## GIVEN INFORMATION:
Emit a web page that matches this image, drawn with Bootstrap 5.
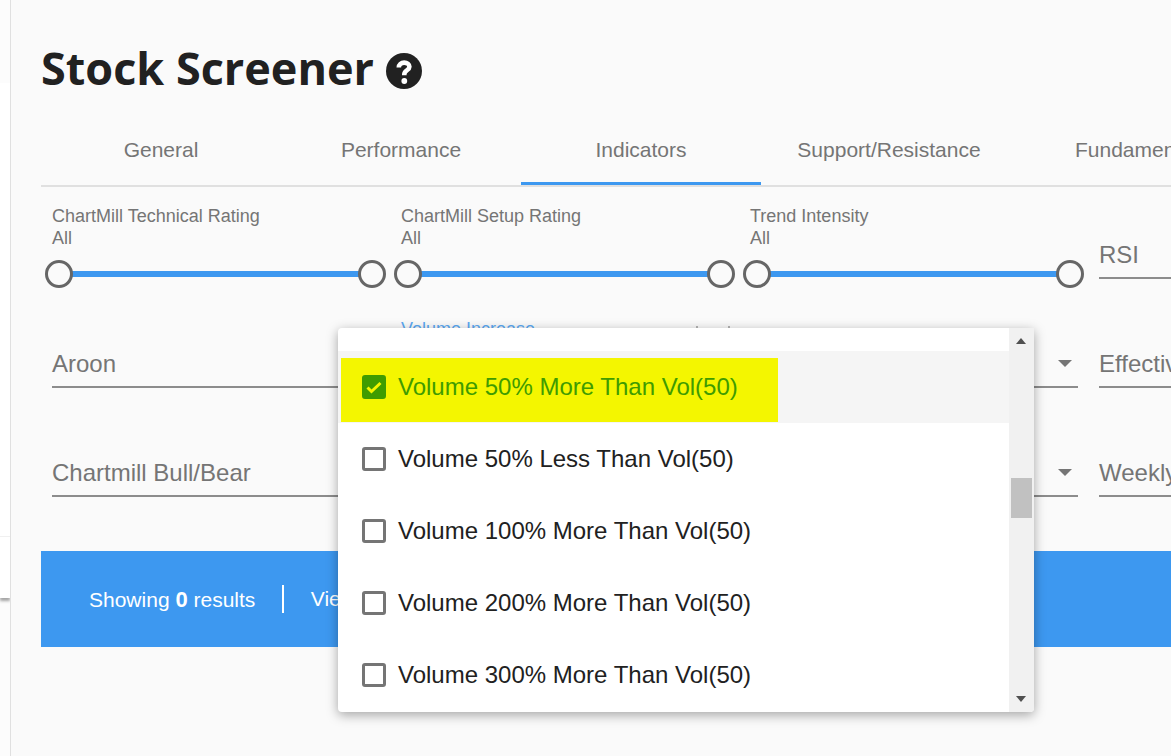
<!DOCTYPE html>
<html><head><meta charset="utf-8">
<link href="https://cdn.jsdelivr.net/npm/bootstrap@5.3.0/dist/css/bootstrap.min.css" rel="stylesheet">
<style>
html,body{height:756px;overflow:hidden;background:#fff;font-family:"Liberation Sans",Arial,sans-serif}
.shell{width:1171px;height:756px;position:relative;overflow:hidden}
.sidestrip{width:10px;flex:none;padding-top:83px;background:#fcfcfc}
.sidecard{height:453px;background:#fff}
.sidecard2{height:62px;background:#fff;border-top:1px solid #f0f0f0;box-shadow:0 3px 3px rgba(0,0,0,.35)}
.mainp{flex:none;width:1400px;height:756px;background:#fafafa;border-left:1px solid #e0e0e0;padding:41px 0 0 30px}
.pagetitle{font-family:"Open Sans",sans-serif;font-weight:700;font-size:45px;line-height:54px;color:#212121;margin:0;height:54px;display:flex;align-items:center;gap:12px}
.pagetitle svg{margin-top:5px}
.tabstrip{margin-top:24px;height:68px;width:1360px;border-bottom:2px solid #e0e0e0;display:flex}
.tabitem{width:240px;height:66px;flex:none;text-align:center;font-size:21px;line-height:62px;color:#757575}
.tabitem.wide{width:256px}
.tabitem.wide2{width:240px;text-align:left;padding-left:58px}
.tabitem.on{border-bottom:3px solid #3d98f0}
.filtergrid{display:grid;grid-template-columns:repeat(4,349px);width:1396px}
.slidecell{height:154px;padding:18px 11px 0 11px}
.slabel{font-size:18px;line-height:22px;color:#757575}
.track{height:6px;background:#3d98f0;margin:22px 7.500px 0 7px;position:relative}
.knob{position:absolute;width:28px;height:28px;top:-11px;border-radius:50%;background:#fafafa;border:3px solid #666}
.knob.a{left:-14px}.knob.b{right:-14px}
.selcell{height:109px;padding:0 11px}
.selcell.lastrow{height:101px}
.selbox{height:47px;border-bottom:2px solid #8c8c8c;font-size:24px;line-height:44px;color:#757575;display:flex;justify-content:space-between;align-items:center;width:328px;white-space:nowrap}
.caretd{width:0;height:0;border-left:7.5px solid transparent;border-right:7.5px solid transparent;border-top:7.5px solid #757575;margin-right:6px}
.rsiwrap{padding-top:45px;height:154px}
.resultbar{height:96px;width:1360px;background:#3d98f0;color:#fff;font-size:21px;display:flex;align-items:center;padding-left:48px}
.resultbar b{font-size:22px}
.vsep{width:2.5px;height:28px;background:#fff;margin:0 26.5px}
.dropmenu{position:absolute;left:338px;top:328px;width:696px;height:384px;background:#fff;border-radius:4px 0 4px 4px;box-shadow:0 3px 12px rgba(0,0,0,.35);overflow:hidden;display:flex}
.optlist{width:671px;padding-top:23px}
.optrow{height:72px;display:flex;align-items:center;padding-left:24px;gap:12px;font-size:24px;color:#212121;position:relative;white-space:nowrap}
.optrow.hov{background:#f5f5f5}
.hilite{position:absolute;left:3px;top:7px;width:437px;height:64px;background:#f4f600}
.cbx{width:24px;height:24px;border:3px solid #757575;border-radius:3px;flex:none;position:relative;display:block}
.cbx.tick{background:#3f9c00;border-color:#3f9c00}
.txt{position:relative}
.optrow.hov .txt{color:#3f9c00}
.sbar{width:25px;background:#f1f1f1;position:relative}
.sthumb{position:absolute;left:2px;top:150px;width:21px;height:40px;background:#c1c1c1}
.arr{position:absolute;left:7px;width:0;height:0;border-left:5.5px solid transparent;border-right:5.5px solid transparent}
.arr.u{top:10px;border-bottom:6px solid #505050}
.arr.d{bottom:10px;border-top:6px solid #505050}
.behind{position:absolute;left:401px;top:318px;font-size:18px;color:#5aa8f2;line-height:22px}
.tipmark{position:absolute;top:326px;width:2px;height:2px;background:#b5b5b5}
.tipa{left:696px}.tipb{left:728px}
</style></head>
<body>
<div class="shell d-flex">
  <div class="sidestrip"><div class="sidecard"></div><div class="sidecard2"></div></div>
  <main class="mainp">
    <h1 class="pagetitle">Stock Screener
      <svg width="36" height="36" viewBox="0 0 36 36" aria-hidden="true"><circle cx="18" cy="18" r="18" fill="#212121"/><path d="M12.800 14.600C12.800 11.400 15.200 9.600 18.200 9.600c3 0 5.200 1.700 5.200 4.200 0 3.500-5.100 3.500-5.100 7.500v1" fill="none" stroke="#fff" stroke-width="4.600"/><circle cx="18.300" cy="28" r="2.900" fill="#fff"/></svg>
    </h1>
    <div class="tabstrip">
      <div class="tabitem">General</div>
      <div class="tabitem">Performance</div>
      <div class="tabitem on">Indicators</div>
      <div class="tabitem wide">Support/Resistance</div>
      <div class="tabitem wide2">Fundamentals</div>
    </div>
    <div class="filtergrid">
      <div class="slidecell"><div class="slabel">ChartMill Technical Rating</div><div class="slabel">All</div><div class="track"><span class="knob a"></span><span class="knob b"></span></div></div>
      <div class="slidecell"><div class="slabel">ChartMill Setup Rating</div><div class="slabel">All</div><div class="track"><span class="knob a"></span><span class="knob b"></span></div></div>
      <div class="slidecell"><div class="slabel">Trend Intensity</div><div class="slabel">All</div><div class="track"><span class="knob a"></span><span class="knob b"></span></div></div>
      <div class="selcell rsiwrap"><div class="selbox">RSI</div></div>
      <div class="selcell"><div class="selbox">Aroon</div></div>
      <div class="selcell"><div class="selbox"></div></div>
      <div class="selcell"><div class="selbox"><span></span><span class="caretd"></span></div></div>
      <div class="selcell"><div class="selbox">Effective Volatility</div></div>
      <div class="selcell lastrow"><div class="selbox">Chartmill Bull/Bear</div></div>
      <div class="selcell lastrow"><div class="selbox"></div></div>
      <div class="selcell lastrow"><div class="selbox"><span></span><span class="caretd"></span></div></div>
      <div class="selcell lastrow"><div class="selbox">Weekly</div></div>
    </div>
    <div class="resultbar"><span>Showing <b>0</b> results</span><span class="vsep"></span><span>View</span></div>
  </main>
  <div class="behind">Volume Increase</div>
  <span class="tipmark tipa"></span><span class="tipmark tipb"></span>
  <div class="dropmenu">
    <div class="optlist">
      <div class="optrow hov"><span class="hilite"></span><span class="cbx tick"><svg width="18" height="18" viewBox="0 0 18 18" class="d-block"><path d="M2.500 9.500l4 4 9-8.500" fill="none" stroke="#f4f600" stroke-width="3"/></svg></span><span class="txt">Volume 50% More Than Vol(50)</span></div>
      <div class="optrow"><span class="cbx"></span><span class="txt">Volume 50% Less Than Vol(50)</span></div>
      <div class="optrow"><span class="cbx"></span><span class="txt">Volume 100% More Than Vol(50)</span></div>
      <div class="optrow"><span class="cbx"></span><span class="txt">Volume 200% More Than Vol(50)</span></div>
      <div class="optrow"><span class="cbx"></span><span class="txt">Volume 300% More Than Vol(50)</span></div>
    </div>
    <div class="sbar"><span class="arr u"></span><span class="sthumb"></span><span class="arr d"></span></div>
  </div>
</div>
<script src="https://cdn.jsdelivr.net/npm/bootstrap@5.3.0/dist/js/bootstrap.bundle.min.js"></script>
</body></html>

## WHAT THE TASK REQUIRES:
Working from the lines above, reproduce the material exactly and exclude its pictures.

## IN RESPONSE:
Emit a web page that matches this image, drawn with Bootstrap 5.
<!DOCTYPE html>
<html><head><meta charset="utf-8">
<link href="https://cdn.jsdelivr.net/npm/bootstrap@5.3.0/dist/css/bootstrap.min.css" rel="stylesheet">
<style>
html,body{height:756px;overflow:hidden;background:#fff;font-family:"Liberation Sans",Arial,sans-serif}
.shell{width:1171px;height:756px;position:relative;overflow:hidden}
.sidestrip{width:10px;flex:none;padding-top:83px;background:#fcfcfc}
.sidecard{height:453px;background:#fff}
.sidecard2{height:62px;background:#fff;border-top:1px solid #f0f0f0;box-shadow:0 3px 3px rgba(0,0,0,.35)}
.mainp{flex:none;width:1400px;height:756px;background:#fafafa;border-left:1px solid #e0e0e0;padding:41px 0 0 30px}
.pagetitle{font-family:"Open Sans",sans-serif;font-weight:700;font-size:45px;line-height:54px;color:#212121;margin:0;height:54px;display:flex;align-items:center;gap:12px}
.pagetitle svg{margin-top:5px}
.tabstrip{margin-top:24px;height:68px;width:1360px;border-bottom:2px solid #e0e0e0;display:flex}
.tabitem{width:240px;height:66px;flex:none;text-align:center;font-size:21px;line-height:62px;color:#757575}
.tabitem.wide{width:256px}
.tabitem.wide2{width:240px;text-align:left;padding-left:58px}
.tabitem.on{border-bottom:3px solid #3d98f0}
.filtergrid{display:grid;grid-template-columns:repeat(4,349px);width:1396px}
.slidecell{height:154px;padding:18px 11px 0 11px}
.slabel{font-size:18px;line-height:22px;color:#757575}
.track{height:6px;background:#3d98f0;margin:22px 7.500px 0 7px;position:relative}
.knob{position:absolute;width:28px;height:28px;top:-11px;border-radius:50%;background:#fafafa;border:3px solid #666}
.knob.a{left:-14px}.knob.b{right:-14px}
.selcell{height:109px;padding:0 11px}
.selcell.lastrow{height:101px}
.selbox{height:47px;border-bottom:2px solid #8c8c8c;font-size:24px;line-height:44px;color:#757575;display:flex;justify-content:space-between;align-items:center;width:328px;white-space:nowrap}
.caretd{width:0;height:0;border-left:7.5px solid transparent;border-right:7.5px solid transparent;border-top:7.5px solid #757575;margin-right:6px}
.rsiwrap{padding-top:45px;height:154px}
.resultbar{height:96px;width:1360px;background:#3d98f0;color:#fff;font-size:21px;display:flex;align-items:center;padding-left:48px}
.resultbar b{font-size:22px}
.vsep{width:2.5px;height:28px;background:#fff;margin:0 26.5px}
.dropmenu{position:absolute;left:338px;top:328px;width:696px;height:384px;background:#fff;border-radius:4px 0 4px 4px;box-shadow:0 3px 12px rgba(0,0,0,.35);overflow:hidden;display:flex}
.optlist{width:671px;padding-top:23px}
.optrow{height:72px;display:flex;align-items:center;padding-left:24px;gap:12px;font-size:24px;color:#212121;position:relative;white-space:nowrap}
.optrow.hov{background:#f5f5f5}
.hilite{position:absolute;left:3px;top:7px;width:437px;height:64px;background:#f4f600}
.cbx{width:24px;height:24px;border:3px solid #757575;border-radius:3px;flex:none;position:relative;display:block}
.cbx.tick{background:#3f9c00;border-color:#3f9c00}
.txt{position:relative}
.optrow.hov .txt{color:#3f9c00}
.sbar{width:25px;background:#f1f1f1;position:relative}
.sthumb{position:absolute;left:2px;top:150px;width:21px;height:40px;background:#c1c1c1}
.arr{position:absolute;left:7px;width:0;height:0;border-left:5.5px solid transparent;border-right:5.5px solid transparent}
.arr.u{top:10px;border-bottom:6px solid #505050}
.arr.d{bottom:10px;border-top:6px solid #505050}
.behind{position:absolute;left:401px;top:318px;font-size:18px;color:#5aa8f2;line-height:22px}
.tipmark{position:absolute;top:326px;width:2px;height:2px;background:#b5b5b5}
.tipa{left:696px}.tipb{left:728px}
</style></head>
<body>
<div class="shell d-flex">
  <div class="sidestrip"><div class="sidecard"></div><div class="sidecard2"></div></div>
  <main class="mainp">
    <h1 class="pagetitle">Stock Screener
      <svg width="36" height="36" viewBox="0 0 36 36" aria-hidden="true"><circle cx="18" cy="18" r="18" fill="#212121"/><path d="M12.800 14.600C12.800 11.400 15.200 9.600 18.200 9.600c3 0 5.200 1.700 5.200 4.200 0 3.500-5.100 3.500-5.100 7.500v1" fill="none" stroke="#fff" stroke-width="4.600"/><circle cx="18.300" cy="28" r="2.900" fill="#fff"/></svg>
    </h1>
    <div class="tabstrip">
      <div class="tabitem">General</div>
      <div class="tabitem">Performance</div>
      <div class="tabitem on">Indicators</div>
      <div class="tabitem wide">Support/Resistance</div>
      <div class="tabitem wide2">Fundamentals</div>
    </div>
    <div class="filtergrid">
      <div class="slidecell"><div class="slabel">ChartMill Technical Rating</div><div class="slabel">All</div><div class="track"><span class="knob a"></span><span class="knob b"></span></div></div>
      <div class="slidecell"><div class="slabel">ChartMill Setup Rating</div><div class="slabel">All</div><div class="track"><span class="knob a"></span><span class="knob b"></span></div></div>
      <div class="slidecell"><div class="slabel">Trend Intensity</div><div class="slabel">All</div><div class="track"><span class="knob a"></span><span class="knob b"></span></div></div>
      <div class="selcell rsiwrap"><div class="selbox">RSI</div></div>
      <div class="selcell"><div class="selbox">Aroon</div></div>
      <div class="selcell"><div class="selbox"></div></div>
      <div class="selcell"><div class="selbox"><span></span><span class="caretd"></span></div></div>
      <div class="selcell"><div class="selbox">Effective Volatility</div></div>
      <div class="selcell lastrow"><div class="selbox">Chartmill Bull/Bear</div></div>
      <div class="selcell lastrow"><div class="selbox"></div></div>
      <div class="selcell lastrow"><div class="selbox"><span></span><span class="caretd"></span></div></div>
      <div class="selcell lastrow"><div class="selbox">Weekly</div></div>
    </div>
    <div class="resultbar"><span>Showing <b>0</b> results</span><span class="vsep"></span><span>View</span></div>
  </main>
  <div class="behind">Volume Increase</div>
  <span class="tipmark tipa"></span><span class="tipmark tipb"></span>
  <div class="dropmenu">
    <div class="optlist">
      <div class="optrow hov"><span class="hilite"></span><span class="cbx tick"><svg width="18" height="18" viewBox="0 0 18 18" class="d-block"><path d="M2.500 9.500l4 4 9-8.500" fill="none" stroke="#f4f600" stroke-width="3"/></svg></span><span class="txt">Volume 50% More Than Vol(50)</span></div>
      <div class="optrow"><span class="cbx"></span><span class="txt">Volume 50% Less Than Vol(50)</span></div>
      <div class="optrow"><span class="cbx"></span><span class="txt">Volume 100% More Than Vol(50)</span></div>
      <div class="optrow"><span class="cbx"></span><span class="txt">Volume 200% More Than Vol(50)</span></div>
      <div class="optrow"><span class="cbx"></span><span class="txt">Volume 300% More Than Vol(50)</span></div>
    </div>
    <div class="sbar"><span class="arr u"></span><span class="sthumb"></span><span class="arr d"></span></div>
  </div>
</div>
<script src="https://cdn.jsdelivr.net/npm/bootstrap@5.3.0/dist/js/bootstrap.bundle.min.js"></script>
</body></html>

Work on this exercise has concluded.